Oct. 2021 No.043
脳機能再建プロジェクトリーダー西村 幸男
6月5日(土曜日)、「限界突破を実現するテクノロジー」と題して、第2回都医学研都民講座をオンライン方式で開催しました。今回は、ソニーコンピュータサイエンス研究所リサーチャー・プログラムマネージャーの古屋晋一先生を講師にお迎えしました。
まず、当プロジェクトの田添歳樹主席研究員から、「人工神経接続の技術による脊髄損傷者の随意運動の再獲得」と題してお話ししました。
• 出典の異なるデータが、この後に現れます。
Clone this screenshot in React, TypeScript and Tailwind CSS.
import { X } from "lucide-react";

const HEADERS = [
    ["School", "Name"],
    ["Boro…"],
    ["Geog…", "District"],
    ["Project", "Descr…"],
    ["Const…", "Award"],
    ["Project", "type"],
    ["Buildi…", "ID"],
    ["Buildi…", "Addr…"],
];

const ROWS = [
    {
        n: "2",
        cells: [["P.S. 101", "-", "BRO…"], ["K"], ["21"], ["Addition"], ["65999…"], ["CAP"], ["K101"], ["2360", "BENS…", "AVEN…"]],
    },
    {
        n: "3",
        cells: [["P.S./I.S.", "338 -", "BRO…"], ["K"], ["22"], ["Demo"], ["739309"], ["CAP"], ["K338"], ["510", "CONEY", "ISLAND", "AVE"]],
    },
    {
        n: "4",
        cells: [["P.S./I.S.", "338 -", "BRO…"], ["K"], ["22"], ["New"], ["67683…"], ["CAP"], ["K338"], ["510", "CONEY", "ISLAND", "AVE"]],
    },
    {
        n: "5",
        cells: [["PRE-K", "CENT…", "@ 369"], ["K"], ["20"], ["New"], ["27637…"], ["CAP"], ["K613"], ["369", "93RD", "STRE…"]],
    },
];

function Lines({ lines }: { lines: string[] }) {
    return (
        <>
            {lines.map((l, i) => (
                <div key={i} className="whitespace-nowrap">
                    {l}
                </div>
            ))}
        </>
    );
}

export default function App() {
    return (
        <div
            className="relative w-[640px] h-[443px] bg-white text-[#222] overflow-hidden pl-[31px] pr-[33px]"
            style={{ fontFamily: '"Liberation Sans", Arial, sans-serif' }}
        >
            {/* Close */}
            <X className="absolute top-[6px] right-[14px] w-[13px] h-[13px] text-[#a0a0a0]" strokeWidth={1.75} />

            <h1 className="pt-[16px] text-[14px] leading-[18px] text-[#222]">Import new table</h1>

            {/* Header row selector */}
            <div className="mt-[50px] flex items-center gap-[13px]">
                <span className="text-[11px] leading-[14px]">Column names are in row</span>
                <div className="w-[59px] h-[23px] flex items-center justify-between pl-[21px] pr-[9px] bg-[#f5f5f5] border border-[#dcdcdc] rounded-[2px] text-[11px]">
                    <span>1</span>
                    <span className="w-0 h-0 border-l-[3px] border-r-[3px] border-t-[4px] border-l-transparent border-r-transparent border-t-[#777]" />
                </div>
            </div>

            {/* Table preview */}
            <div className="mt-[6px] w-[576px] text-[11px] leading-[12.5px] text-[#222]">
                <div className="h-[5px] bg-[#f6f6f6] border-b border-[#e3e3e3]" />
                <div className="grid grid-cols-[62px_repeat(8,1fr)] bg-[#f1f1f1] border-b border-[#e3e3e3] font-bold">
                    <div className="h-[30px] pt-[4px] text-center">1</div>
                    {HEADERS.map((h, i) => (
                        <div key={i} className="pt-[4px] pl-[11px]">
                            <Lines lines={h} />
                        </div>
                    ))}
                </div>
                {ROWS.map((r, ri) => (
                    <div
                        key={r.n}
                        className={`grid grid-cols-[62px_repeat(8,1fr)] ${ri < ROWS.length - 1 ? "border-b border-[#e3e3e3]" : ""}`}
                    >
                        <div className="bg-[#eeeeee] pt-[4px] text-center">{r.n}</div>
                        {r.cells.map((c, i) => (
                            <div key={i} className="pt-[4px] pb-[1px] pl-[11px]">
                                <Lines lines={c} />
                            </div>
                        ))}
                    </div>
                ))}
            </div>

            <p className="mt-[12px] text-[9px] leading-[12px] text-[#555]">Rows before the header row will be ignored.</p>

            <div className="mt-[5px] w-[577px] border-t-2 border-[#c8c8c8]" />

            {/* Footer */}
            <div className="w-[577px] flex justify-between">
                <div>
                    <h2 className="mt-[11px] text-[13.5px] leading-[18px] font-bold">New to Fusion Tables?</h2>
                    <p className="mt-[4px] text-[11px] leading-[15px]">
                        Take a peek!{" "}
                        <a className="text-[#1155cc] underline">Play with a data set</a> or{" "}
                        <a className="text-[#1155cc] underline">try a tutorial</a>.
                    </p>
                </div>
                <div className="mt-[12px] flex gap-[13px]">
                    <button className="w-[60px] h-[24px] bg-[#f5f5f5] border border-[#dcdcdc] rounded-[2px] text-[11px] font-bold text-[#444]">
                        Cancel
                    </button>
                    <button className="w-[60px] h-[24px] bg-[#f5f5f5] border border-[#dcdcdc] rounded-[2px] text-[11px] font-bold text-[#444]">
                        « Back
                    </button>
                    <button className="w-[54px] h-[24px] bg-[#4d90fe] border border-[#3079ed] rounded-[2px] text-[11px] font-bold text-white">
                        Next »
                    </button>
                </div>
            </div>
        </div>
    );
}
脊髄損傷等により身体麻痺を引き起こした場合、動かすのが難しくなった手足で反復運動を行い、少しずつ元の運動機能を取り戻していきますが、麻痺が重度になると運動を行うこと自体が困難になります。この状況を克服し、脊髄損傷者が自らの意思で麻痺した両足を動かすことができるよう、人工神経接続という技術を用いた研究しています。
続いて古屋先生から、「神経科学とロボティクスによる音楽家のスキルの限界突破」と題してお話しいただきました。演奏家の多くは、幼少期から膨大な練習量を経て卓越したスキルを獲得していますが、最近の研究では、この獲得の割合は練習量の4割程度に過ぎないといわれているそうです。練習を重ねると脳が変わりにくい状態になり、努力だけでは限界を突破することができなくなるため、演奏家やその卵たちに、限界を突破するための脳と身体の動作原理やロボティクスに基づいたトレーニングを行っているとのことです。
講演後のアンケートでは「脊髄損傷の患者さんにとって希望が持てるお話で、今後の研究に注目したいです」といったご意見を頂きました。